» WHAT IS ASKED:
Return all entries precisely as they stand, without the images.

Interface markup and scripts
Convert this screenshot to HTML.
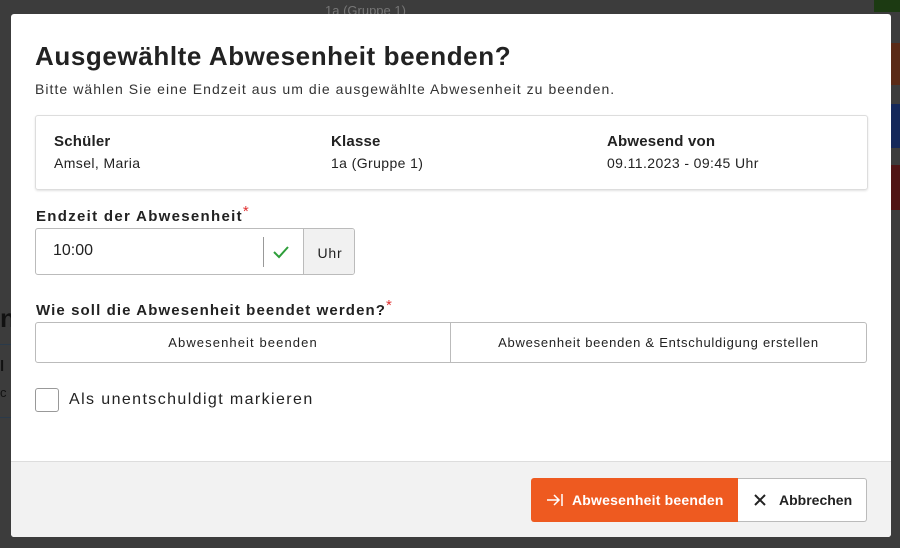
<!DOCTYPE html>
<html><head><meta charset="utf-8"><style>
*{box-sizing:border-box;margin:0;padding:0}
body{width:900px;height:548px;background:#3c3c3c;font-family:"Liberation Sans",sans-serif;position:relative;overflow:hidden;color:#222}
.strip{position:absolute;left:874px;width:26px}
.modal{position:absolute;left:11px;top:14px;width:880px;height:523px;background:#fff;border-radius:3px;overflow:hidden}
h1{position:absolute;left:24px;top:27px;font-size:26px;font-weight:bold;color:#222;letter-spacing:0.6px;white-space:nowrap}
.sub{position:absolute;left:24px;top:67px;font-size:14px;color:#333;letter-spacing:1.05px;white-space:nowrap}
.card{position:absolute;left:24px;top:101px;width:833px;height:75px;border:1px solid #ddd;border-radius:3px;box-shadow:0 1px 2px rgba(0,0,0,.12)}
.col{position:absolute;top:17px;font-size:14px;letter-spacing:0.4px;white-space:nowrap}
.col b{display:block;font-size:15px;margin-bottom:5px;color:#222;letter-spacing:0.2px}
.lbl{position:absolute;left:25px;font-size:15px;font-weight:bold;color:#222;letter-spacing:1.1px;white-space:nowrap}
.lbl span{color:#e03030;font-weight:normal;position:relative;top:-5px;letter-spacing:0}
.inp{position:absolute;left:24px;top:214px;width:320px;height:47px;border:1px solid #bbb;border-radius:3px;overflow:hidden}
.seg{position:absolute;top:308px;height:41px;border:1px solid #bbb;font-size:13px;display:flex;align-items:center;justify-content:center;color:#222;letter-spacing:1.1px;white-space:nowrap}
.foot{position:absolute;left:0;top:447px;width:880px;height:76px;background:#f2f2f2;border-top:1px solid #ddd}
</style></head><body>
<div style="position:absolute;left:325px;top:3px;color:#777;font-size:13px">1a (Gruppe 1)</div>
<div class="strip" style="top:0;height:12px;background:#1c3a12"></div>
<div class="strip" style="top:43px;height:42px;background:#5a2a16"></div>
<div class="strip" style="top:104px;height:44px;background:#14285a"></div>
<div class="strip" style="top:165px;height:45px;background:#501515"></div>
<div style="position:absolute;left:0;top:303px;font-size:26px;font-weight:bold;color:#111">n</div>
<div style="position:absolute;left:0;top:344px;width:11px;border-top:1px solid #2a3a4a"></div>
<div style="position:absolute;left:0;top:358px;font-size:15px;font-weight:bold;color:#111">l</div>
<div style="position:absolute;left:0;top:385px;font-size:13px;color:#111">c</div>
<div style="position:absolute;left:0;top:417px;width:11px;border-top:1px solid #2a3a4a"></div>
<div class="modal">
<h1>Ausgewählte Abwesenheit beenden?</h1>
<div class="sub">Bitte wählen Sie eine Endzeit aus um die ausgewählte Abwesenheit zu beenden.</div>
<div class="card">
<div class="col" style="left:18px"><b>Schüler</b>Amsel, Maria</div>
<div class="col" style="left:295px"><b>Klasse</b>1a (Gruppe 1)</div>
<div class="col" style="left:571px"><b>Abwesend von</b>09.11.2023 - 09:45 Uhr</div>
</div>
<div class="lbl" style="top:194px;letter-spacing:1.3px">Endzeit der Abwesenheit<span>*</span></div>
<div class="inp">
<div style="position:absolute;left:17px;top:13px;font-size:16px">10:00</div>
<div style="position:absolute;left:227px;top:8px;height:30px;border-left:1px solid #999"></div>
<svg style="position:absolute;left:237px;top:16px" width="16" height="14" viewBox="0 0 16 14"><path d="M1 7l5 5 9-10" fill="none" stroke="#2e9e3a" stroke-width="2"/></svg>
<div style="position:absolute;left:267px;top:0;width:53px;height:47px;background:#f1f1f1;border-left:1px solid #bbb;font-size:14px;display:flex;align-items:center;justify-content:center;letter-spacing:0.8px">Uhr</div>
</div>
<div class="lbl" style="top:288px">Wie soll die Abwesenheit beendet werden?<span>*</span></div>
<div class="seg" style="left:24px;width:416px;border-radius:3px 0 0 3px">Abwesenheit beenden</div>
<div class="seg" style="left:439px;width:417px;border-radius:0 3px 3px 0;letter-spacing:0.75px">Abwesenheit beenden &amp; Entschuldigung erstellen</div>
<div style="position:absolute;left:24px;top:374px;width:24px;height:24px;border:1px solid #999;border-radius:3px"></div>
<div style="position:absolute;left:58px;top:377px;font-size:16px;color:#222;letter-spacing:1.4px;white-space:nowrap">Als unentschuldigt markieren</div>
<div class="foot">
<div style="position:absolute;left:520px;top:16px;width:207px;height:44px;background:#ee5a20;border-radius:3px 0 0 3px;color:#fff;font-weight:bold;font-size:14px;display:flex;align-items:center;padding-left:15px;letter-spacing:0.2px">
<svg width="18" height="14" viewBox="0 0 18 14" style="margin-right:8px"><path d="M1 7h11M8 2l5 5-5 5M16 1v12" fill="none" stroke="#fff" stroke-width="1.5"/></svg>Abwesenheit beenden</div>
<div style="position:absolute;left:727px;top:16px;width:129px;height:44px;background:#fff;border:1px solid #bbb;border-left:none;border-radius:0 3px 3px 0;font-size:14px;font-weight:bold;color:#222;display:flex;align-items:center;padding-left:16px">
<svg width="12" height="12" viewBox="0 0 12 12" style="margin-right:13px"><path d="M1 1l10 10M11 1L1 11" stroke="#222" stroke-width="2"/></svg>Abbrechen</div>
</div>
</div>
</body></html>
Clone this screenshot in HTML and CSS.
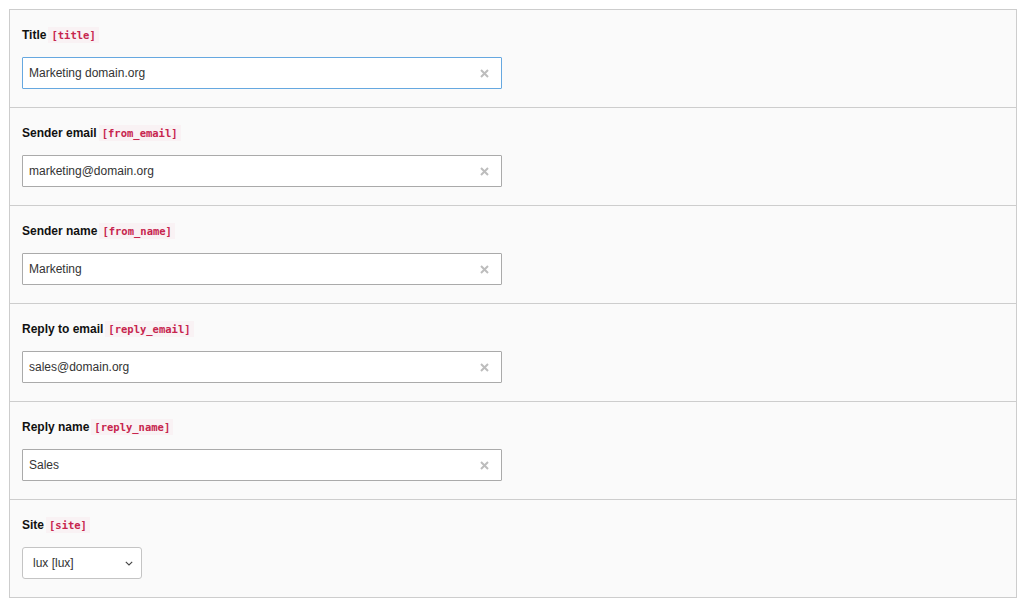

» SOLUTION TO THIS TASK:
Convert this screenshot to HTML.
<!DOCTYPE html>
<html><head><meta charset="utf-8"><style>
*{box-sizing:border-box;margin:0;padding:0}
body{width:900px;height:548px;background:#3c3c3c;font-family:"Liberation Sans",sans-serif;position:relative;overflow:hidden;color:#222}
.strip{position:absolute;left:874px;width:26px}
.modal{position:absolute;left:11px;top:14px;width:880px;height:523px;background:#fff;border-radius:3px;overflow:hidden}
h1{position:absolute;left:24px;top:27px;font-size:26px;font-weight:bold;color:#222;letter-spacing:0.6px;white-space:nowrap}
.sub{position:absolute;left:24px;top:67px;font-size:14px;color:#333;letter-spacing:1.05px;white-space:nowrap}
.card{position:absolute;left:24px;top:101px;width:833px;height:75px;border:1px solid #ddd;border-radius:3px;box-shadow:0 1px 2px rgba(0,0,0,.12)}
.col{position:absolute;top:17px;font-size:14px;letter-spacing:0.4px;white-space:nowrap}
.col b{display:block;font-size:15px;margin-bottom:5px;color:#222;letter-spacing:0.2px}
.lbl{position:absolute;left:25px;font-size:15px;font-weight:bold;color:#222;letter-spacing:1.1px;white-space:nowrap}
.lbl span{color:#e03030;font-weight:normal;position:relative;top:-5px;letter-spacing:0}
.inp{position:absolute;left:24px;top:214px;width:320px;height:47px;border:1px solid #bbb;border-radius:3px;overflow:hidden}
.seg{position:absolute;top:308px;height:41px;border:1px solid #bbb;font-size:13px;display:flex;align-items:center;justify-content:center;color:#222;letter-spacing:1.1px;white-space:nowrap}
.foot{position:absolute;left:0;top:447px;width:880px;height:76px;background:#f2f2f2;border-top:1px solid #ddd}
</style></head><body>
<div style="position:absolute;left:325px;top:3px;color:#777;font-size:13px">1a (Gruppe 1)</div>
<div class="strip" style="top:0;height:12px;background:#1c3a12"></div>
<div class="strip" style="top:43px;height:42px;background:#5a2a16"></div>
<div class="strip" style="top:104px;height:44px;background:#14285a"></div>
<div class="strip" style="top:165px;height:45px;background:#501515"></div>
<div style="position:absolute;left:0;top:303px;font-size:26px;font-weight:bold;color:#111">n</div>
<div style="position:absolute;left:0;top:344px;width:11px;border-top:1px solid #2a3a4a"></div>
<div style="position:absolute;left:0;top:358px;font-size:15px;font-weight:bold;color:#111">l</div>
<div style="position:absolute;left:0;top:385px;font-size:13px;color:#111">c</div>
<div style="position:absolute;left:0;top:417px;width:11px;border-top:1px solid #2a3a4a"></div>
<div class="modal">
<h1>Ausgewählte Abwesenheit beenden?</h1>
<div class="sub">Bitte wählen Sie eine Endzeit aus um die ausgewählte Abwesenheit zu beenden.</div>
<div class="card">
<div class="col" style="left:18px"><b>Schüler</b>Amsel, Maria</div>
<div class="col" style="left:295px"><b>Klasse</b>1a (Gruppe 1)</div>
<div class="col" style="left:571px"><b>Abwesend von</b>09.11.2023 - 09:45 Uhr</div>
</div>
<div class="lbl" style="top:194px;letter-spacing:1.3px">Endzeit der Abwesenheit<span>*</span></div>
<div class="inp">
<div style="position:absolute;left:17px;top:13px;font-size:16px">10:00</div>
<div style="position:absolute;left:227px;top:8px;height:30px;border-left:1px solid #999"></div>
<svg style="position:absolute;left:237px;top:16px" width="16" height="14" viewBox="0 0 16 14"><path d="M1 7l5 5 9-10" fill="none" stroke="#2e9e3a" stroke-width="2"/></svg>
<div style="position:absolute;left:267px;top:0;width:53px;height:47px;background:#f1f1f1;border-left:1px solid #bbb;font-size:14px;display:flex;align-items:center;justify-content:center;letter-spacing:0.8px">Uhr</div>
</div>
<div class="lbl" style="top:288px">Wie soll die Abwesenheit beendet werden?<span>*</span></div>
<div class="seg" style="left:24px;width:416px;border-radius:3px 0 0 3px">Abwesenheit beenden</div>
<div class="seg" style="left:439px;width:417px;border-radius:0 3px 3px 0;letter-spacing:0.75px">Abwesenheit beenden &amp; Entschuldigung erstellen</div>
<div style="position:absolute;left:24px;top:374px;width:24px;height:24px;border:1px solid #999;border-radius:3px"></div>
<div style="position:absolute;left:58px;top:377px;font-size:16px;color:#222;letter-spacing:1.4px;white-space:nowrap">Als unentschuldigt markieren</div>
<div class="foot">
<div style="position:absolute;left:520px;top:16px;width:207px;height:44px;background:#ee5a20;border-radius:3px 0 0 3px;color:#fff;font-weight:bold;font-size:14px;display:flex;align-items:center;padding-left:15px;letter-spacing:0.2px">
<svg width="18" height="14" viewBox="0 0 18 14" style="margin-right:8px"><path d="M1 7h11M8 2l5 5-5 5M16 1v12" fill="none" stroke="#fff" stroke-width="1.5"/></svg>Abwesenheit beenden</div>
<div style="position:absolute;left:727px;top:16px;width:129px;height:44px;background:#fff;border:1px solid #bbb;border-left:none;border-radius:0 3px 3px 0;font-size:14px;font-weight:bold;color:#222;display:flex;align-items:center;padding-left:16px">
<svg width="12" height="12" viewBox="0 0 12 12" style="margin-right:13px"><path d="M1 1l10 10M11 1L1 11" stroke="#222" stroke-width="2"/></svg>Abbrechen</div>
</div>
</div>
</body></html>
Clone this screenshot in HTML and CSS.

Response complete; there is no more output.